This project aims to develop a foundation model trained on spatial transcriptomics (ST) data to capture both cell-cell and gene-gene interactions in human tissues. The research question is: Can we build a scalable representation learning framework that integrates spatial and transcriptional information to support downstream health-related analyses, such as disease stratification and tissue pathology characterization?
The objective is to pretrain a large-scale model using ST data to learn rich embeddings of cellular and tissue organization. These representations will be evaluated on downstream tasks relevant to health, including cell type classification, spatial domain identification, and reconstruction of tissue architecture. Ultimately, we aim to apply this model to datasets like those in UK Biobank that include histological images, omics data, and disease phenotypes.
The rationale is inspired by recent breakthroughs in foundation models in fields such as natural language processing and imaging, where scaling model size and pretraining on large datasets has led to generalizable representations. ST data provides a biologically structured substrate that reflects both spatial and molecular contexts – ideal for capturing disease-relevant patterns at the tissue level.

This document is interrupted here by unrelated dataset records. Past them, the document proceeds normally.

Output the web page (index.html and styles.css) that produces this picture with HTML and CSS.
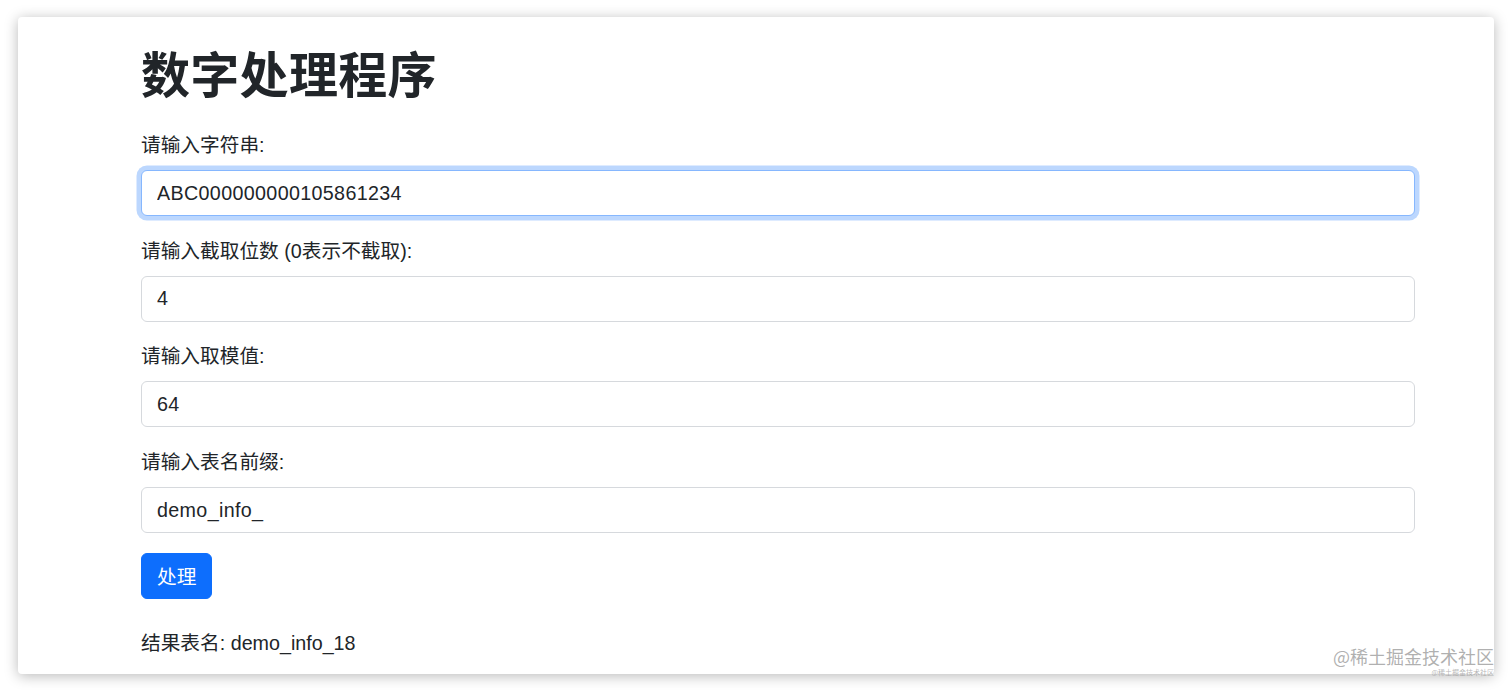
FILE: index.html
```html
<!DOCTYPE html>
<html lang="zh-CN">
<head>
<meta charset="utf-8">
<title>数字处理程序</title>
<link rel="stylesheet" href="styles.css">
</head>
<body>
<div class="stage">
  <div class="window">
    <h1 class="title">数字处理程序</h1>
    <form class="form">
      <div class="group">
        <label class="label" for="s">请输入字符串:</label>
        <input class="control focused" id="s" type="text" value="ABC000000000105861234">
      </div>
      <div class="group">
        <label class="label" for="n">请输入截取位数 (0表示不截取):</label>
        <input class="control" id="n" type="text" value="4">
      </div>
      <div class="group">
        <label class="label" for="m">请输入取模值:</label>
        <input class="control" id="m" type="text" value="64">
      </div>
      <div class="group">
        <label class="label" for="p">请输入表名前缀:</label>
        <input class="control" id="p" type="text" value="demo_info_">
      </div>
      <button class="btn" type="button">处理</button>
    </form>
    <p class="result">结果表名: demo_info_18</p>
  </div>
  <div class="watermark">@稀土掘金技术社区</div>
  <div class="watermark-small">@稀土掘金技术社区</div>
</div>
</body>
</html>
```

FILE: styles.css
```css
html, body {
  margin: 0;
  padding: 0;
  background: #ffffff;
}

body {
  width: 1512px;
  height: 692px;
  overflow: hidden;
  font-family: "Liberation Sans", "Noto Sans CJK SC", sans-serif;
  color: #212529;
}

.stage {
  position: relative;
  box-sizing: border-box;
  width: 1512px;
  height: 692px;
  padding: 17px 18px 18px 18px;
}

.window {
  box-sizing: border-box;
  height: 657px;
  background: #ffffff;
  border-radius: 4px;
  box-shadow: 0 2px 14px rgba(0, 0, 0, 0.28);
  padding: 25px 79px 0 123px;
}

.title {
  margin: 0 0 29px 0;
  font-size: 49px;
  line-height: 59px;
  font-weight: 700;
  font-family: "Noto Sans CJK SC", sans-serif;
  letter-spacing: 0.3px;
}

.form {
  display: flex;
  flex-direction: column;
  align-items: flex-start;
  margin: 0;
}

.group {
  display: flex;
  flex-direction: column;
  width: 100%;
  margin-bottom: 19.7px;
}

.label {
  font-size: 19.7px;
  line-height: 30px;
  margin-bottom: 10px;
}

.control {
  box-sizing: border-box;
  width: 100%;
  height: 46px;
  padding: 7px 15px;
  font-family: "Liberation Sans", "Noto Sans CJK SC", sans-serif;
  font-size: 19.7px;
  line-height: 30px;
  letter-spacing: 0.35px;
  color: #212529;
  background: #ffffff;
  border: 1px solid #d6d9dd;
  border-radius: 6px;
  outline: none;
}

.control.focused {
  border-color: #86b7fe;
  box-shadow: 0 0 0 4.5px rgba(13, 110, 253, 0.28);
}

.btn {
  box-sizing: border-box;
  height: 46px;
  padding: 7px 15px;
  font-family: "Noto Sans CJK SC", sans-serif;
  font-size: 19.7px;
  line-height: 30px;
  color: #ffffff;
  background: #0d6efd;
  border: 1px solid #0d6efd;
  border-radius: 6px;
}

.result {
  margin: 29.5px 0 0 0;
  font-size: 19.7px;
  line-height: 30px;
}

.watermark {
  position: absolute;
  right: 18px;
  top: 646px;
  font-family: "Noto Sans CJK SC", sans-serif;
  font-size: 18px;
  line-height: 21px;
  color: rgba(150, 150, 150, 0.75);
}

.watermark-small {
  position: absolute;
  right: 18px;
  top: 669px;
  font-family: "Noto Sans CJK SC", sans-serif;
  font-size: 7px;
  line-height: 7px;
  color: rgba(150, 150, 150, 0.7);
}
```
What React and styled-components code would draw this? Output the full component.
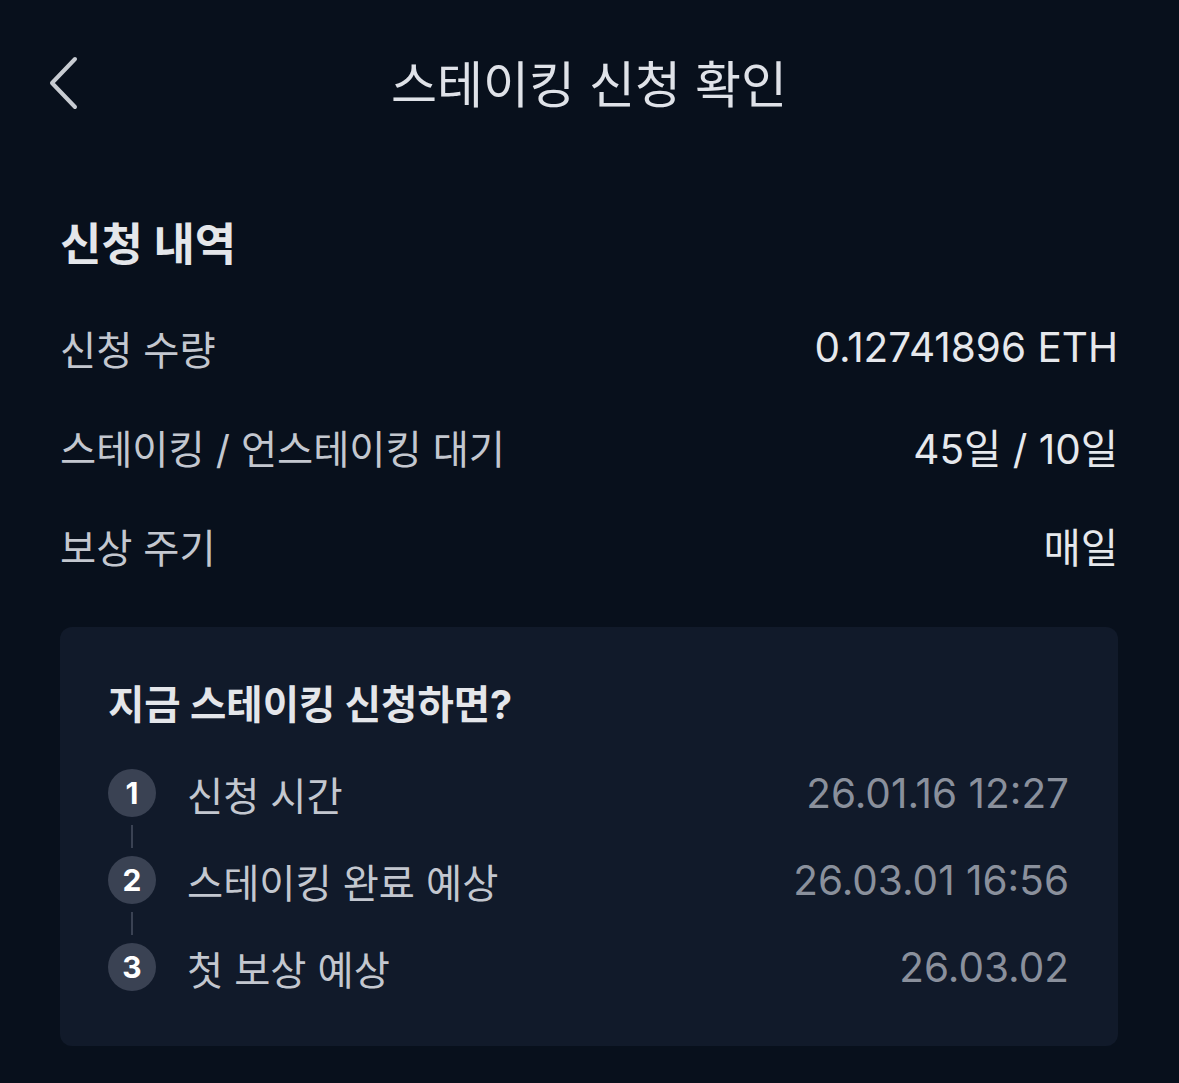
import React from "react";
import styled, { createGlobalStyle } from "styled-components";

const GlobalStyle = createGlobalStyle`
  html, body {
    margin: 0;
    padding: 0;
    background: #08101c;
  }
  body {
    font-family: Inter, "Noto Sans CJK KR", sans-serif;
    -webkit-font-smoothing: antialiased;
  }
`;

const Page = styled.div`
  width: 1179px;
  min-height: 1083px;
  background: #08101c;
  box-sizing: border-box;
  padding: 0 61px 0 60px;
`;

const Header = styled.header`
  height: 170px;
  display: flex;
  align-items: center;
  justify-content: center;
  position: relative;
`;

const BackButton = styled.button`
  position: absolute;
  left: -16px;
  top: 54px;
  width: 40px;
  height: 60px;
  padding: 0;
  border: none;
  background: none;
  display: flex;
  align-items: center;
  justify-content: center;
`;

const Title = styled.h1`
  margin: 0;
  font-size: 50px;
  font-weight: 400;
  color: #dfe2e8;
  line-height: 56px;
`;

const SectionTitle = styled.h2`
  margin: 47px 0 25px;
  font-size: 45px;
  font-weight: 700;
  color: #e4e6ea;
  line-height: 56px;
`;

const Row = styled.div`
  height: 99px;
  display: flex;
  align-items: center;
  justify-content: space-between;
  font-size: 39.3px;
`;

const Label = styled.span`
  color: #c3c7cf;
`;

const Value = styled.span`
  color: #e6e8ec;
  font-size: 40.5px;
`;

const Card = styled.section`
  margin-top: 32px;
  background: #111a2a;
  border-radius: 12px;
  padding: 53px 49px 55px 48px;
`;

const CardTitle = styled.h3`
  margin: 0 0 39px;
  font-size: 39.5px;
  font-weight: 700;
  color: #e4e6ea;
  line-height: 50px;
`;

const Step = styled.div`
  height: 48px;
  display: flex;
  align-items: center;
  font-size: 39.3px;
`;

const Circle = styled.div`
  width: 48px;
  height: 48px;
  border-radius: 50%;
  background: #3a4253;
  color: #ffffff;
  font-size: 30px;
  font-weight: 700;
  display: flex;
  align-items: center;
  justify-content: center;
  flex-shrink: 0;
`;

const StepLabel = styled.span`
  margin-left: 31px;
  color: #c3c7cf;
  flex: 1;
`;

const StepDate = styled.span`
  color: #8a909c;
  font-size: 40.5px;
`;

const Connector = styled.div`
  height: 39px;
  box-sizing: border-box;
  padding: 8px 0;
  display: flex;

  &::before {
    content: "";
    width: 2px;
    margin-left: 23px;
    background: #3a4253;
  }
`;

const rows = [
  { label: "신청 수량", value: "0.12741896 ETH" },
  { label: "스테이킹 / 언스테이킹 대기", value: "45일 / 10일" },
  { label: "보상 주기", value: "매일" },
];

const steps = [
  { label: "신청 시간", date: "26.01.16 12:27" },
  { label: "스테이킹 완료 예상", date: "26.03.01 16:56" },
  { label: "첫 보상 예상", date: "26.03.02" },
];

const ChevronLeft = () => (
  <svg width="34" height="58" viewBox="0 0 34 58" fill="none">
    <path
      d="M28 4 L5 28 L28 52"
      stroke="#c8ccd2"
      strokeWidth="4"
      strokeLinecap="round"
      strokeLinejoin="round"
    />
  </svg>
);

const App = () => (
  <Page>
    <GlobalStyle />
    <Header>
      <BackButton aria-label="뒤로">
        <ChevronLeft />
      </BackButton>
      <Title>스테이킹 신청 확인</Title>
    </Header>

    <SectionTitle>신청 내역</SectionTitle>
    {rows.map((r) => (
      <Row key={r.label}>
        <Label>{r.label}</Label>
        <Value>{r.value}</Value>
      </Row>
    ))}

    <Card>
      <CardTitle>지금 스테이킹 신청하면?</CardTitle>
      {steps.map((s, i) => (
        <React.Fragment key={s.label}>
          {i > 0 && <Connector />}
          <Step>
            <Circle>{i + 1}</Circle>
            <StepLabel>{s.label}</StepLabel>
            <StepDate>{s.date}</StepDate>
          </Step>
        </React.Fragment>
      ))}
    </Card>
  </Page>
);

export default App;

This research is health-related and in the public interest: it will advance methods for understanding tissue-level alterations in diseases such as cancer, neurodegeneration, and inflammatory disorders. The resulting model will be openly shared with the academic community, enabling researchers to improve biomarker discovery, tissue classification, and mechanistic disease studies using UK Biobank resources.
We have read and will comply with the UK Biobank AI policy in all aspects of data use and model development.